THE TASK: State the number of lines that hold the string "TypeScript", with nothing added.

Begin RAW DATA

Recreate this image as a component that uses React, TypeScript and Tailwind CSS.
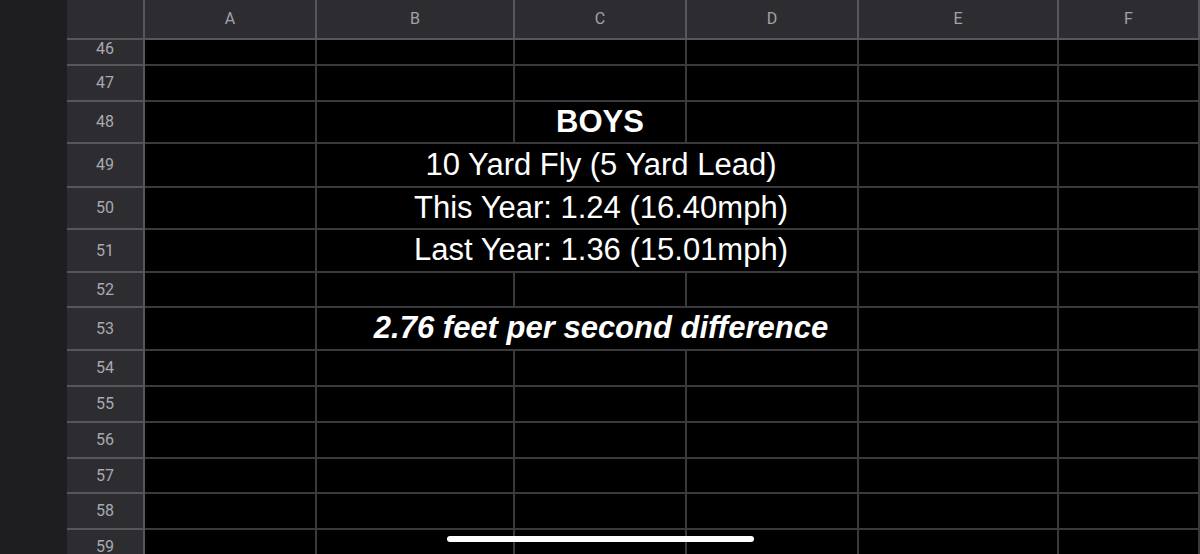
import React from "react";

type Row = {
  n: number;
  h: string;
  text?: string;
  style?: "bold" | "plain" | "boldItalic";
  spill?: boolean;
};

const COLS = ["A", "B", "C", "D", "E", "F"];
const COL_W = ["w-[172px]", "w-[198px]", "w-[172px]", "w-[172px]", "w-[200px]", "flex-1"];

const ROWS: Row[] = [
  { n: 46, h: "h-[26px]" },
  { n: 47, h: "h-[36px]" },
  { n: 48, h: "h-[42px]", text: "BOYS", style: "bold" },
  { n: 49, h: "h-[44px]", text: "10 Yard Fly (5 Yard Lead)", style: "plain", spill: true },
  { n: 50, h: "h-[42px]", text: "This Year: 1.24 (16.40mph)", style: "plain", spill: true },
  { n: 51, h: "h-[43px]", text: "Last Year: 1.36 (15.01mph)", style: "plain", spill: true },
  { n: 52, h: "h-[35px]" },
  { n: 53, h: "h-[43px]", text: "2.76 feet per second difference", style: "boldItalic", spill: true },
  { n: 54, h: "h-[36px]" },
  { n: 55, h: "h-[36px]" },
  { n: 56, h: "h-[36px]" },
  { n: 57, h: "h-[35px]" },
  { n: 58, h: "h-[36px]" },
  { n: 59, h: "h-[36px]" },
];

const textClass = {
  bold: "font-bold text-[31px]",
  plain: "font-normal text-[31px]",
  boldItalic: "font-bold italic text-[31px]",
};

const SheetRow: React.FC<{ row: Row; first?: boolean }> = ({ row, first }) => (
  <div className={`flex ${row.h}`}>
    {/* the top row is scrolled half under the header, so its number sits high */}
    <div
      className={`w-[78px] shrink-0 flex justify-center bg-[#2d2d31] border-r-2 border-b-2 border-[#56565b] text-[16px] text-[#a9a9ae] font-['Roboto',sans-serif] ${
        first ? "items-start leading-none pt-[1px]" : "items-center"
      }`}
    >
      {row.n}
    </div>
    {COLS.map((c, i) => {
      // text in C spills over B and D, so their shared edges are hidden
      const hideRight = row.spill && (c === "B" || c === "C");
      return (
        <div
          key={c}
          className={`${COL_W[i]} shrink-0 flex items-center justify-center border-b-2 border-[#3a3a3e] ${
            hideRight ? "" : "border-r-2"
          }`}
        >
          {c === "C" && row.text && (
            <span
              className={`whitespace-nowrap text-white font-['Liberation_Sans',Arial,sans-serif] ${
                textClass[row.style || "plain"]
              }`}
            >
              {row.text}
            </span>
          )}
        </div>
      );
    })}
  </div>
);

export default function App() {
  return (
    <div className="relative flex w-[1200px] h-[554px] overflow-hidden bg-black">
      <div className="w-[67px] shrink-0 bg-[#1e1e21]" />
      <div className="flex-1 flex flex-col min-w-0">
        {/* column letters */}
        <div className="flex h-[40px] shrink-0 bg-[#2d2d31] border-b-2 border-[#56565b] text-[16px] text-[#a2a2a8] font-['Roboto',sans-serif]">
          <div className="w-[78px] shrink-0 border-r-2 border-[#56565b]" />
          {COLS.map((c, i) => (
            <div
              key={c}
              className={`${COL_W[i]} shrink-0 flex items-center justify-center border-r-2 border-[#56565b]`}
            >
              {c}
            </div>
          ))}
        </div>
        <div className="flex-1 overflow-hidden">
          {ROWS.map((r, i) => (
            <SheetRow key={r.n} row={r} first={i === 0} />
          ))}
        </div>
      </div>
      {/* home indicator */}
      <div className="absolute left-[447px] top-[536px] w-[307px] h-[6px] rounded-full bg-white" />
    </div>
  );
}
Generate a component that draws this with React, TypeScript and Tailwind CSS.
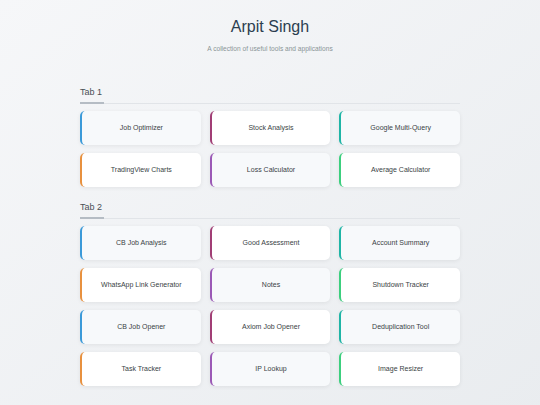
const sections = [
  {
    title: 'Tab 1',
    tools: ['Job Optimizer', 'Stock Analysis', 'Google Multi-Query', 'TradingView Charts', 'Loss Calculator', 'Average Calculator'],
  },
  {
    title: 'Tab 2',
    tools: [
      'CB Job Analysis',
      'Good Assessment',
      'Account Summary',
      'WhatsApp Link Generator',
      'Notes',
      'Shutdown Tracker',
      'CB Job Opener',
      'Axiom Job Opener',
      'Deduplication Tool',
      'Task Tracker',
      'IP Lookup',
      'Image Resizer',
    ],
  },
];

// border colour follows the column and the row parity
const accents = [
  ['border-l-[#3b9ad9]', 'border-l-[#a13e75]', 'border-l-[#1fb5a6]'],
  ['border-l-[#e8913f]', 'border-l-[#9b59b6]', 'border-l-[#3ccf7e]'],
];

function ToolCard({ name, index }: { name: string; index: number }) {
  const row = Math.floor(index / 3);
  const accent = accents[row % 2][index % 3];
  const bg = index % 2 === 0 ? 'bg-[#f7f9fb]' : 'bg-white';
  return (
    <div
      className={`h-[34px] flex items-center justify-center rounded-[5px] border-l-2 ${accent} ${bg} shadow-[0_1px_4px_rgba(0,0,0,0.07)] text-[7px] text-[#3a3f45]`}
    >
      {name}
    </div>
  );
}

export default function App() {
  return (
    <div
      className="min-h-[405px] w-full bg-gradient-to-br from-[#f6f7f9] to-[#e9ecef] pb-[40px]"
      style={{ fontFamily: '"Liberation Sans", Arial, sans-serif' }}
    >
      <div className="mx-auto w-[380px] pt-[17px]">
        <header className="text-center">
          <h1 className="text-[16px] leading-[20px] text-[#2c3e50]">Arpit Singh</h1>
          <p className="mt-[7px] text-[6.6px] leading-[9px] text-[#8a9496]">
            A collection of useful tools and applications
          </p>
        </header>

        {sections.map((section, i) => (
          <section key={section.title} className={i === 0 ? 'mt-[33px]' : 'mt-[14px]'}>
            <div className="flex border-b border-[#e1e4e8]">
              <span className="-mb-px pb-[4px] pr-[2px] border-b-2 border-[#b5bcc4] text-[9px] leading-[12px] text-[#4a4f55]">
                {section.title}
              </span>
            </div>
            <div className="mt-[7px] grid grid-cols-3 gap-x-[9px] gap-y-[8px]">
              {section.tools.map((tool, idx) => (
                <ToolCard key={tool} name={tool} index={idx} />
              ))}
            </div>
          </section>
        ))}
      </div>
    </div>
  );
}
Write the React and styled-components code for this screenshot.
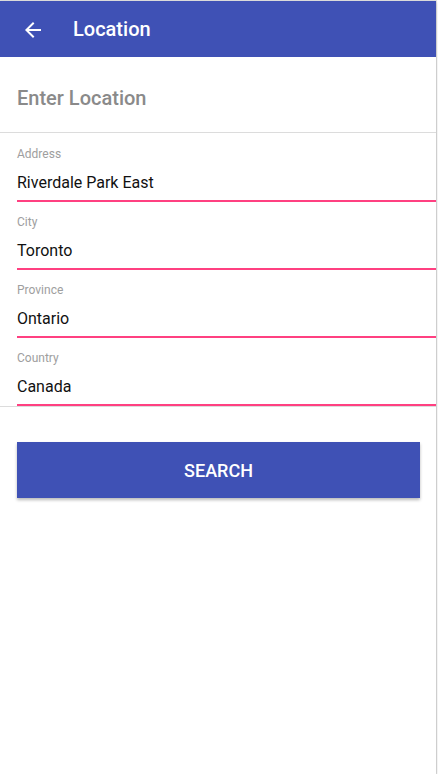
import styled, { createGlobalStyle } from 'styled-components';

const GlobalStyle = createGlobalStyle`
  html, body {
    margin: 0;
    padding: 0;
    background: #ffffff;
    font-family: 'Roboto', 'Liberation Sans', sans-serif;
  }
`;

const Screen = styled.div`
  width: 436px;
  height: 773px;
  margin-top: 1px;
  background: #ffffff;
  box-shadow: 0 1px 3px rgba(0, 0, 0, 0.25), 0 0 0 1px #e4e4e4;
  display: flex;
  flex-direction: column;
`;

const AppBar = styled.header`
  height: 56px;
  background: #3f51b5;
  display: flex;
  align-items: center;
  padding-left: 21px;
  box-sizing: border-box;
  flex-shrink: 0;
`;

const BackIcon = styled.svg`
  width: 24px;
  height: 24px;
  fill: #ffffff;
  margin-top: 1px;
`;

const Title = styled.h1`
  margin: 0 0 0 28px;
  color: #ffffff;
  font-size: 20px;
  font-weight: 500;
  line-height: 24px;
`;

const SearchRow = styled.div`
  height: 76px;
  border-bottom: 1px solid #dcdcdc;
  display: flex;
  align-items: center;
  padding-left: 17px;
  padding-top: 6px;
  box-sizing: border-box;
`;

const SearchHint = styled.div`
  color: #8a8a8a;
  font-size: 20px;
  font-weight: 500;
`;

const Fields = styled.section`
  padding: 13px 0 0 17px;
  border-bottom: 1px solid #dcdcdc;
  display: flex;
  flex-direction: column;
  gap: 12px;
`;

const Field = styled.div`
  display: flex;
  flex-direction: column;
`;

const Label = styled.div`
  color: #9e9e9e;
  font-size: 12px;
  line-height: 16px;
`;

const Value = styled.div`
  color: #111111;
  font-size: 16px;
  line-height: 24px;
  margin-top: 9px;
  padding-bottom: 5px;
  border-bottom: 2px solid #ff4081;
`;

const ButtonArea = styled.div`
  padding: 35px 16px 0 17px;
`;

const SearchButton = styled.button`
  width: 100%;
  height: 56px;
  border: none;
  background: #3f51b5;
  color: #ffffff;
  font-family: 'Roboto', 'Liberation Sans', sans-serif;
  font-size: 18px;
  font-weight: 500;
  text-transform: uppercase;
  box-shadow: 0 2px 3px rgba(0, 0, 0, 0.28);
  cursor: pointer;
`;

const fields = [
  { label: 'Address', value: 'Riverdale Park East' },
  { label: 'City', value: 'Toronto' },
  { label: 'Province', value: 'Ontario' },
  { label: 'Country', value: 'Canada' },
];

export default function App() {
  return (
    <>
      <GlobalStyle />
      <Screen>
        <AppBar>
          <BackIcon viewBox="0 0 24 24">
            <path d="M20 11H7.83l5.59-5.59L12 4l-8 8 8 8 1.41-1.41L7.83 13H20v-2z" />
          </BackIcon>
          <Title>Location</Title>
        </AppBar>
        <SearchRow>
          <SearchHint>Enter Location</SearchHint>
        </SearchRow>
        <Fields>
          {fields.map((f) => (
            <Field key={f.label}>
              <Label>{f.label}</Label>
              <Value>{f.value}</Value>
            </Field>
          ))}
        </Fields>
        <ButtonArea>
          <SearchButton>Search</SearchButton>
        </ButtonArea>
      </Screen>
    </>
  );
}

End RAW DATA

RESULT OF THIS EXERCISE: 2